Omit any picture, and return the remaining data exactly as written.
>> Begin Data block
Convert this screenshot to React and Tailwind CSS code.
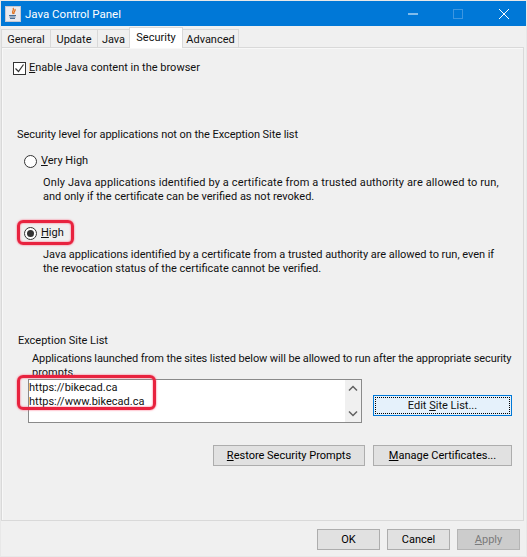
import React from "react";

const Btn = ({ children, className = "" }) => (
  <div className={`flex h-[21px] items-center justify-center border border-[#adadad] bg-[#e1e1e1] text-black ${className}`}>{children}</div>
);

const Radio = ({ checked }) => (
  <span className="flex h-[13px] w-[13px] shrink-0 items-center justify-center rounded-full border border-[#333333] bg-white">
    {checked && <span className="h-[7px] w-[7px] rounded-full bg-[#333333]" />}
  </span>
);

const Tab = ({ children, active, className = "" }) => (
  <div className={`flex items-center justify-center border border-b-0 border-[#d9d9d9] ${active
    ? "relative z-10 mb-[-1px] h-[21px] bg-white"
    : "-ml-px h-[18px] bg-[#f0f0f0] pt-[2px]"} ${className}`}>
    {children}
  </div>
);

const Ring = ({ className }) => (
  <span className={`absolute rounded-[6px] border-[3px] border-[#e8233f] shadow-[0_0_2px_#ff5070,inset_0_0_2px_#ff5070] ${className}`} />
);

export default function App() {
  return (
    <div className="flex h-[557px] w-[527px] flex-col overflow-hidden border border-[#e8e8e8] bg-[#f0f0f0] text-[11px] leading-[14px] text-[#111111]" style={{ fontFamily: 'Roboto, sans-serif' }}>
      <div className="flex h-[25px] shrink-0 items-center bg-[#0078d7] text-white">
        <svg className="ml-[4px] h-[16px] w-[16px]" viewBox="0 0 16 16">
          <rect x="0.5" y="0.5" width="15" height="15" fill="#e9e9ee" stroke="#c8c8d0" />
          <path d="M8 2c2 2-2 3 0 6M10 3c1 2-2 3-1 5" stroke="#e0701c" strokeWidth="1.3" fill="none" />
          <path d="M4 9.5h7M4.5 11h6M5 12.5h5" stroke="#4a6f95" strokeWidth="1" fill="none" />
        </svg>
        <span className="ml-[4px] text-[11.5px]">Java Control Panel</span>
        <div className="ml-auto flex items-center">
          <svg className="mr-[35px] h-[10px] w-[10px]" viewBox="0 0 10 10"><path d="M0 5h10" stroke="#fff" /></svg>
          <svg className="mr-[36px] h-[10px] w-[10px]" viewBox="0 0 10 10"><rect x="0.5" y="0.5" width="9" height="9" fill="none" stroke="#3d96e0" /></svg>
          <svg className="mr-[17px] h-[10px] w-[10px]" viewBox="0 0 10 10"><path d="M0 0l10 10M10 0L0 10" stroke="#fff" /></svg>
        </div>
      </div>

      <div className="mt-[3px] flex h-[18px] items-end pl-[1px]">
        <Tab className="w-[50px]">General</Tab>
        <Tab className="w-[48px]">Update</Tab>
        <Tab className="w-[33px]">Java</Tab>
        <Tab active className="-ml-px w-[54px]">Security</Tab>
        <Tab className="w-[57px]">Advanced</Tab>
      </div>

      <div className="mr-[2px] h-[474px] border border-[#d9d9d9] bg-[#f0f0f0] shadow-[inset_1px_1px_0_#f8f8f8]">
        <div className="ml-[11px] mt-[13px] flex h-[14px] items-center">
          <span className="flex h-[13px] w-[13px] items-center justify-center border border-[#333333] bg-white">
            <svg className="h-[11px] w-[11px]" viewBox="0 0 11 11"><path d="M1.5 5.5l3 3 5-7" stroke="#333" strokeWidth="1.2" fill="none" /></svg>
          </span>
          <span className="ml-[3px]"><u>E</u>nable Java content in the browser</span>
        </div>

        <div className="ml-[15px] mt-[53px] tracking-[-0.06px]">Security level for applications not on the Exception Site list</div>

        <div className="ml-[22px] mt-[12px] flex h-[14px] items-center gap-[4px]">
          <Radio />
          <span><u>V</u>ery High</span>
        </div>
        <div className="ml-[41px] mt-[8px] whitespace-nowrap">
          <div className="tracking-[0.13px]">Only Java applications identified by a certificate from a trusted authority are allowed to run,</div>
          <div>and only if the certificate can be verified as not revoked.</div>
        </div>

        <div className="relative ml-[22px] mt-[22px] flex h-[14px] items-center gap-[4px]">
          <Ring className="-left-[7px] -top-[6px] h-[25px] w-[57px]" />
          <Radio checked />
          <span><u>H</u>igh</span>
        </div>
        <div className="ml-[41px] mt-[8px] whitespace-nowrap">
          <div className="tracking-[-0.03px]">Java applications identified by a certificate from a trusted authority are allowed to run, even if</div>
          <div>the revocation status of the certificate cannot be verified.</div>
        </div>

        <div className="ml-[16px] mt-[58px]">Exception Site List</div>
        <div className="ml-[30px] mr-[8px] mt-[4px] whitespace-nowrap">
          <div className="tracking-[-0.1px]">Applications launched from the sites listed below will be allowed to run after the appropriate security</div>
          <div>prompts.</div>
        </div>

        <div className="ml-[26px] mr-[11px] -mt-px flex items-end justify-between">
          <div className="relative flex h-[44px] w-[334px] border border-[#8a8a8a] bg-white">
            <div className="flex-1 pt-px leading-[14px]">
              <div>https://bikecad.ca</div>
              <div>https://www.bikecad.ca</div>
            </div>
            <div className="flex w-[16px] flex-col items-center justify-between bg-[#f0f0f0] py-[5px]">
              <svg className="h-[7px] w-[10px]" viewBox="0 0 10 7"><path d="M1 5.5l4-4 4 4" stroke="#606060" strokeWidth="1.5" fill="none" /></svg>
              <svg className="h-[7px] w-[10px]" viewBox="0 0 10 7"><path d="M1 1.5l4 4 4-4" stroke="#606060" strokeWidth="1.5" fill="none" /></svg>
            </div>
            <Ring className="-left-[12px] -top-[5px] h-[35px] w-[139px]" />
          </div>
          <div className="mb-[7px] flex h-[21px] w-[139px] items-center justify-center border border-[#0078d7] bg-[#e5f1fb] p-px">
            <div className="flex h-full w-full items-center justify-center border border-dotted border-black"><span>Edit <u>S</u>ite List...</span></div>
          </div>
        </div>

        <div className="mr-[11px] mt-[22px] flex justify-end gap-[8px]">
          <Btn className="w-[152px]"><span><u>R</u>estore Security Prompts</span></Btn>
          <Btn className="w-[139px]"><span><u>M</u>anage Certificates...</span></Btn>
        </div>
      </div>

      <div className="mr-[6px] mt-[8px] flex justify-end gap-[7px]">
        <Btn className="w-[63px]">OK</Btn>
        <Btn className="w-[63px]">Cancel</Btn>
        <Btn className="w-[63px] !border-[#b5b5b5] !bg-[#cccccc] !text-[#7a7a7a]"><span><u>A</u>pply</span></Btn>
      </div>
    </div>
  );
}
>> End Data block
_Task answer_.
Convert this screenshot to React and Tailwind CSS code.
import React from "react";

const Btn = ({ children, className = "" }) => (
  <div className={`flex h-[21px] items-center justify-center border border-[#adadad] bg-[#e1e1e1] text-black ${className}`}>{children}</div>
);

const Radio = ({ checked }) => (
  <span className="flex h-[13px] w-[13px] shrink-0 items-center justify-center rounded-full border border-[#333333] bg-white">
    {checked && <span className="h-[7px] w-[7px] rounded-full bg-[#333333]" />}
  </span>
);

const Tab = ({ children, active, className = "" }) => (
  <div className={`flex items-center justify-center border border-b-0 border-[#d9d9d9] ${active
    ? "relative z-10 mb-[-1px] h-[21px] bg-white"
    : "-ml-px h-[18px] bg-[#f0f0f0] pt-[2px]"} ${className}`}>
    {children}
  </div>
);

const Ring = ({ className }) => (
  <span className={`absolute rounded-[6px] border-[3px] border-[#e8233f] shadow-[0_0_2px_#ff5070,inset_0_0_2px_#ff5070] ${className}`} />
);

export default function App() {
  return (
    <div className="flex h-[557px] w-[527px] flex-col overflow-hidden border border-[#e8e8e8] bg-[#f0f0f0] text-[11px] leading-[14px] text-[#111111]" style={{ fontFamily: 'Roboto, sans-serif' }}>
      <div className="flex h-[25px] shrink-0 items-center bg-[#0078d7] text-white">
        <svg className="ml-[4px] h-[16px] w-[16px]" viewBox="0 0 16 16">
          <rect x="0.5" y="0.5" width="15" height="15" fill="#e9e9ee" stroke="#c8c8d0" />
          <path d="M8 2c2 2-2 3 0 6M10 3c1 2-2 3-1 5" stroke="#e0701c" strokeWidth="1.3" fill="none" />
          <path d="M4 9.5h7M4.5 11h6M5 12.5h5" stroke="#4a6f95" strokeWidth="1" fill="none" />
        </svg>
        <span className="ml-[4px] text-[11.5px]">Java Control Panel</span>
        <div className="ml-auto flex items-center">
          <svg className="mr-[35px] h-[10px] w-[10px]" viewBox="0 0 10 10"><path d="M0 5h10" stroke="#fff" /></svg>
          <svg className="mr-[36px] h-[10px] w-[10px]" viewBox="0 0 10 10"><rect x="0.5" y="0.5" width="9" height="9" fill="none" stroke="#3d96e0" /></svg>
          <svg className="mr-[17px] h-[10px] w-[10px]" viewBox="0 0 10 10"><path d="M0 0l10 10M10 0L0 10" stroke="#fff" /></svg>
        </div>
      </div>

      <div className="mt-[3px] flex h-[18px] items-end pl-[1px]">
        <Tab className="w-[50px]">General</Tab>
        <Tab className="w-[48px]">Update</Tab>
        <Tab className="w-[33px]">Java</Tab>
        <Tab active className="-ml-px w-[54px]">Security</Tab>
        <Tab className="w-[57px]">Advanced</Tab>
      </div>

      <div className="mr-[2px] h-[474px] border border-[#d9d9d9] bg-[#f0f0f0] shadow-[inset_1px_1px_0_#f8f8f8]">
        <div className="ml-[11px] mt-[13px] flex h-[14px] items-center">
          <span className="flex h-[13px] w-[13px] items-center justify-center border border-[#333333] bg-white">
            <svg className="h-[11px] w-[11px]" viewBox="0 0 11 11"><path d="M1.5 5.5l3 3 5-7" stroke="#333" strokeWidth="1.2" fill="none" /></svg>
          </span>
          <span className="ml-[3px]"><u>E</u>nable Java content in the browser</span>
        </div>

        <div className="ml-[15px] mt-[53px] tracking-[-0.06px]">Security level for applications not on the Exception Site list</div>

        <div className="ml-[22px] mt-[12px] flex h-[14px] items-center gap-[4px]">
          <Radio />
          <span><u>V</u>ery High</span>
        </div>
        <div className="ml-[41px] mt-[8px] whitespace-nowrap">
          <div className="tracking-[0.13px]">Only Java applications identified by a certificate from a trusted authority are allowed to run,</div>
          <div>and only if the certificate can be verified as not revoked.</div>
        </div>

        <div className="relative ml-[22px] mt-[22px] flex h-[14px] items-center gap-[4px]">
          <Ring className="-left-[7px] -top-[6px] h-[25px] w-[57px]" />
          <Radio checked />
          <span><u>H</u>igh</span>
        </div>
        <div className="ml-[41px] mt-[8px] whitespace-nowrap">
          <div className="tracking-[-0.03px]">Java applications identified by a certificate from a trusted authority are allowed to run, even if</div>
          <div>the revocation status of the certificate cannot be verified.</div>
        </div>

        <div className="ml-[16px] mt-[58px]">Exception Site List</div>
        <div className="ml-[30px] mr-[8px] mt-[4px] whitespace-nowrap">
          <div className="tracking-[-0.1px]">Applications launched from the sites listed below will be allowed to run after the appropriate security</div>
          <div>prompts.</div>
        </div>

        <div className="ml-[26px] mr-[11px] -mt-px flex items-end justify-between">
          <div className="relative flex h-[44px] w-[334px] border border-[#8a8a8a] bg-white">
            <div className="flex-1 pt-px leading-[14px]">
              <div>https://bikecad.ca</div>
              <div>https://www.bikecad.ca</div>
            </div>
            <div className="flex w-[16px] flex-col items-center justify-between bg-[#f0f0f0] py-[5px]">
              <svg className="h-[7px] w-[10px]" viewBox="0 0 10 7"><path d="M1 5.5l4-4 4 4" stroke="#606060" strokeWidth="1.5" fill="none" /></svg>
              <svg className="h-[7px] w-[10px]" viewBox="0 0 10 7"><path d="M1 1.5l4 4 4-4" stroke="#606060" strokeWidth="1.5" fill="none" /></svg>
            </div>
            <Ring className="-left-[12px] -top-[5px] h-[35px] w-[139px]" />
          </div>
          <div className="mb-[7px] flex h-[21px] w-[139px] items-center justify-center border border-[#0078d7] bg-[#e5f1fb] p-px">
            <div className="flex h-full w-full items-center justify-center border border-dotted border-black"><span>Edit <u>S</u>ite List...</span></div>
          </div>
        </div>

        <div className="mr-[11px] mt-[22px] flex justify-end gap-[8px]">
          <Btn className="w-[152px]"><span><u>R</u>estore Security Prompts</span></Btn>
          <Btn className="w-[139px]"><span><u>M</u>anage Certificates...</span></Btn>
        </div>
      </div>

      <div className="mr-[6px] mt-[8px] flex justify-end gap-[7px]">
        <Btn className="w-[63px]">OK</Btn>
        <Btn className="w-[63px]">Cancel</Btn>
        <Btn className="w-[63px] !border-[#b5b5b5] !bg-[#cccccc] !text-[#7a7a7a]"><span><u>A</u>pply</span></Btn>
      </div>
    </div>
  );
}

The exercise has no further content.